## [WHAT THIS TASK INVOLVES]
Each line that holds the word "React" should be returned.

## [INFORMATION SHOWN]
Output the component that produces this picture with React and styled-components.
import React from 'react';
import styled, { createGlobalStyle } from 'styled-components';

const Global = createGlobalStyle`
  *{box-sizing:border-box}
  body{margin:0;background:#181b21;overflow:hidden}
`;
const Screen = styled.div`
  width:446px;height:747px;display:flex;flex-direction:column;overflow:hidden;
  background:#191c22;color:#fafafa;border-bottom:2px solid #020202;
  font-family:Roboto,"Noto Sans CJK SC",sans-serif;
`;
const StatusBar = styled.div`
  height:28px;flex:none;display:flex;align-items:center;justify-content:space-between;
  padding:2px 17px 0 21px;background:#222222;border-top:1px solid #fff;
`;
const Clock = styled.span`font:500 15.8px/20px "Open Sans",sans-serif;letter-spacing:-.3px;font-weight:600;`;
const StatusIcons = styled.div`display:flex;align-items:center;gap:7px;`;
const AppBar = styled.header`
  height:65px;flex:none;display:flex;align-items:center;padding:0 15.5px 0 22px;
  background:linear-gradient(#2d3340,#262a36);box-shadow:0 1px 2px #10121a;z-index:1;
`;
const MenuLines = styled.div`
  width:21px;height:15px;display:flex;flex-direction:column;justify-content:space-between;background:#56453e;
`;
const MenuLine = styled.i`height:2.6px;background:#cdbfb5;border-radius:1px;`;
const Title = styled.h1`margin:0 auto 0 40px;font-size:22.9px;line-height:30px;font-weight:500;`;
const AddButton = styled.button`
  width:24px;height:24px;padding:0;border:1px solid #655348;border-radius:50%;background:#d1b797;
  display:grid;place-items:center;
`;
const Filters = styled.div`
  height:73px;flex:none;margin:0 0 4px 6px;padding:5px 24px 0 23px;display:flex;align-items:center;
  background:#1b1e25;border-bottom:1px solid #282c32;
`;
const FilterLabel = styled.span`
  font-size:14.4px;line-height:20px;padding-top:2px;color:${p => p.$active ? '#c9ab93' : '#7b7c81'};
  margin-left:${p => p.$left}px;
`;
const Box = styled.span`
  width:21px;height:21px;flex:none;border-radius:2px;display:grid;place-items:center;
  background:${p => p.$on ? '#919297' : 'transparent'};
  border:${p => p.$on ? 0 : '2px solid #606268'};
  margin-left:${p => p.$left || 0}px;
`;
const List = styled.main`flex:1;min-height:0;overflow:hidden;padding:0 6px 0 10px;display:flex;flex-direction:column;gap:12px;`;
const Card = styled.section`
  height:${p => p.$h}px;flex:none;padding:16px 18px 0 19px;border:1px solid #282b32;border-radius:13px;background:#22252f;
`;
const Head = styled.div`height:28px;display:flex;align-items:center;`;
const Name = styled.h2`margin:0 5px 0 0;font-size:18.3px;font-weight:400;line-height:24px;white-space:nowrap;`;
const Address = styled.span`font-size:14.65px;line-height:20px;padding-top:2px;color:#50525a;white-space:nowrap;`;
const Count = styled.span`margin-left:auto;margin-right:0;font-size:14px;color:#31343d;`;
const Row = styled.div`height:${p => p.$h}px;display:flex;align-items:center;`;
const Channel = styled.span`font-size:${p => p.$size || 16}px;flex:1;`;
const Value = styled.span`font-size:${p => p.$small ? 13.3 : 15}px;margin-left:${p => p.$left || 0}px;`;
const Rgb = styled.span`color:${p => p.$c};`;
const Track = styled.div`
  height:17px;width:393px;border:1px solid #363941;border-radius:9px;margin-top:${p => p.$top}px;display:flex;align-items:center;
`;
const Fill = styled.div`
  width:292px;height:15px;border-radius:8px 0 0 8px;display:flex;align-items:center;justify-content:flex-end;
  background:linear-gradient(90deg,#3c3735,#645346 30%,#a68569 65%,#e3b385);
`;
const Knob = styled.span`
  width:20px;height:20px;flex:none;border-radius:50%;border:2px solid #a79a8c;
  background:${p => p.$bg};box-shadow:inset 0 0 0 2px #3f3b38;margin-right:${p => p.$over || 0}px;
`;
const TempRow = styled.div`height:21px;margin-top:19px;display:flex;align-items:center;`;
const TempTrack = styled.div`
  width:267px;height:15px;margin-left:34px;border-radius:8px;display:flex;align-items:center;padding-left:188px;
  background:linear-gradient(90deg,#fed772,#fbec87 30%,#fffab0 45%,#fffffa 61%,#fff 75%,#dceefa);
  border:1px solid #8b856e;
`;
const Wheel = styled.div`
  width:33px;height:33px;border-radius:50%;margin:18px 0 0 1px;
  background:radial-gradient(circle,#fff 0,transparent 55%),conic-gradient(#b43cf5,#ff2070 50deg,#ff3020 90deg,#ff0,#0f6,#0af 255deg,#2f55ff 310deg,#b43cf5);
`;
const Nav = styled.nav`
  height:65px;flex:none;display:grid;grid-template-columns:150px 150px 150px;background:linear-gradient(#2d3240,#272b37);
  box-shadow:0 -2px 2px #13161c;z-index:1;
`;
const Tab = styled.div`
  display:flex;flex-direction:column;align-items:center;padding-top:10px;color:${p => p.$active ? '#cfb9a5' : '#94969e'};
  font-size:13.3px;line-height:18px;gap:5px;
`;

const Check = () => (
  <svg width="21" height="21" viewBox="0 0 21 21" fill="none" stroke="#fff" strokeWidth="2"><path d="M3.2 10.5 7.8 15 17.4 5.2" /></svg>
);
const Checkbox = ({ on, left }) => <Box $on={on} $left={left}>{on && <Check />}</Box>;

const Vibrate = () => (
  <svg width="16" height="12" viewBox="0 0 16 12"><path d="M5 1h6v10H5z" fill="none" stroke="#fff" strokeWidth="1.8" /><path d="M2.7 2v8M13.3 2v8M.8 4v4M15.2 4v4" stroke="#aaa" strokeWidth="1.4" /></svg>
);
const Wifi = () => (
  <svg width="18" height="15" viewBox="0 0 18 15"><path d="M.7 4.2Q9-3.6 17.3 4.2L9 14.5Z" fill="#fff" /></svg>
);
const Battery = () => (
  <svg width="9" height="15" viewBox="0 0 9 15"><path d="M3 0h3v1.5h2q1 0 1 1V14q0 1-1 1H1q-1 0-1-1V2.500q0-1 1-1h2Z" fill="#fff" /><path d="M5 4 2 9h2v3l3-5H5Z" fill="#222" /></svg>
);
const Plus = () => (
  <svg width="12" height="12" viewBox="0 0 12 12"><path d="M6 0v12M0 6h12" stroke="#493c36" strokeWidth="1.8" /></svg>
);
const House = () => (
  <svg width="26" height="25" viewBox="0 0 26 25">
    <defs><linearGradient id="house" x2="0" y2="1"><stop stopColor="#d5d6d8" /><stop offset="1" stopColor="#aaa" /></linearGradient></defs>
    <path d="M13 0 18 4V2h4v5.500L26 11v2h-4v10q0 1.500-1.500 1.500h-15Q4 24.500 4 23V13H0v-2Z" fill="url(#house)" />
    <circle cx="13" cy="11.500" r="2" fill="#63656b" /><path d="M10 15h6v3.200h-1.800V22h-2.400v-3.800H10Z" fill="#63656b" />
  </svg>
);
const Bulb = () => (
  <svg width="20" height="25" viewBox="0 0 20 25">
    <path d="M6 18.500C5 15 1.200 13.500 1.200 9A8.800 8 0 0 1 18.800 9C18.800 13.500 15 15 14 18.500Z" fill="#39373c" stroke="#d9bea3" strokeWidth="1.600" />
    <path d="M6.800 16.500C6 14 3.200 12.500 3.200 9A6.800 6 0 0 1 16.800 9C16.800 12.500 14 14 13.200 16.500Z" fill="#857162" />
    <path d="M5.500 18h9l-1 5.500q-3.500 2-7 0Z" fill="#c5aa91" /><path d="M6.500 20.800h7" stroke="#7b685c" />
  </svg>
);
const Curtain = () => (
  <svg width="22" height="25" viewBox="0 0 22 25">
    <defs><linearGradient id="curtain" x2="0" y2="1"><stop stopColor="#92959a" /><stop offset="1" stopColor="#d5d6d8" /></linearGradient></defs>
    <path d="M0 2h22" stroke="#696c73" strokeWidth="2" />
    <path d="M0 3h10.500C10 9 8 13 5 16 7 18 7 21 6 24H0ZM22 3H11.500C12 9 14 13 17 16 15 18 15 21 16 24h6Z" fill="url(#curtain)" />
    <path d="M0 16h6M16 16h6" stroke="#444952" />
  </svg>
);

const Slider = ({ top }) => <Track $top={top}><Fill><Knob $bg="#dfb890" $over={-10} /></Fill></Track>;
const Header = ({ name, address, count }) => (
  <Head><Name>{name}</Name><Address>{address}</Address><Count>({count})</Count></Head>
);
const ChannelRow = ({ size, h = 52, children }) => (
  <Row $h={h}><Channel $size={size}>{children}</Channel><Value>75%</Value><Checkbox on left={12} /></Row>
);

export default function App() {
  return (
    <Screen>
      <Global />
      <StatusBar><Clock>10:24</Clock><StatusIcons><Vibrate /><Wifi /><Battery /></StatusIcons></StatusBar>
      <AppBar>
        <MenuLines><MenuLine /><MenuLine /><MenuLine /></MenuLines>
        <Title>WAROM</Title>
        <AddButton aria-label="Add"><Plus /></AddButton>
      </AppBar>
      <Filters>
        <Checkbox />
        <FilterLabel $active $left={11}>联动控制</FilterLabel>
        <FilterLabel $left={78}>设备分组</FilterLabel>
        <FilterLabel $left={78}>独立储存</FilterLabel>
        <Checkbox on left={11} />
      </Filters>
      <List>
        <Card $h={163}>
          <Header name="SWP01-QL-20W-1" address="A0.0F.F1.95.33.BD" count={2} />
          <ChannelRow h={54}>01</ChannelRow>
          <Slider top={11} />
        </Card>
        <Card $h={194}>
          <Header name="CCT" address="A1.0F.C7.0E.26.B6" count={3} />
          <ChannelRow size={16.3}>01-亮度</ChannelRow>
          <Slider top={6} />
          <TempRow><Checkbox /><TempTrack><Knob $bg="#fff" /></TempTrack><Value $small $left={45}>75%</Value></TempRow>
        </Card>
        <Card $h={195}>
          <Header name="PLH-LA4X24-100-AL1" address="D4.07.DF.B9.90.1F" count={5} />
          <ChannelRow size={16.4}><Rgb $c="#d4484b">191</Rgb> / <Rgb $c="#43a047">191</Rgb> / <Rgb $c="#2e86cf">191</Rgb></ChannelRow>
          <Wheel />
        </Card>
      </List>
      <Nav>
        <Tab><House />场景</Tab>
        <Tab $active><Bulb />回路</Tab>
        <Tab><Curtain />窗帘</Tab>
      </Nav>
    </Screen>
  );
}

## [RESULT OF THE TASK]
Output the component that produces this picture with React and styled-components.
import React from 'react';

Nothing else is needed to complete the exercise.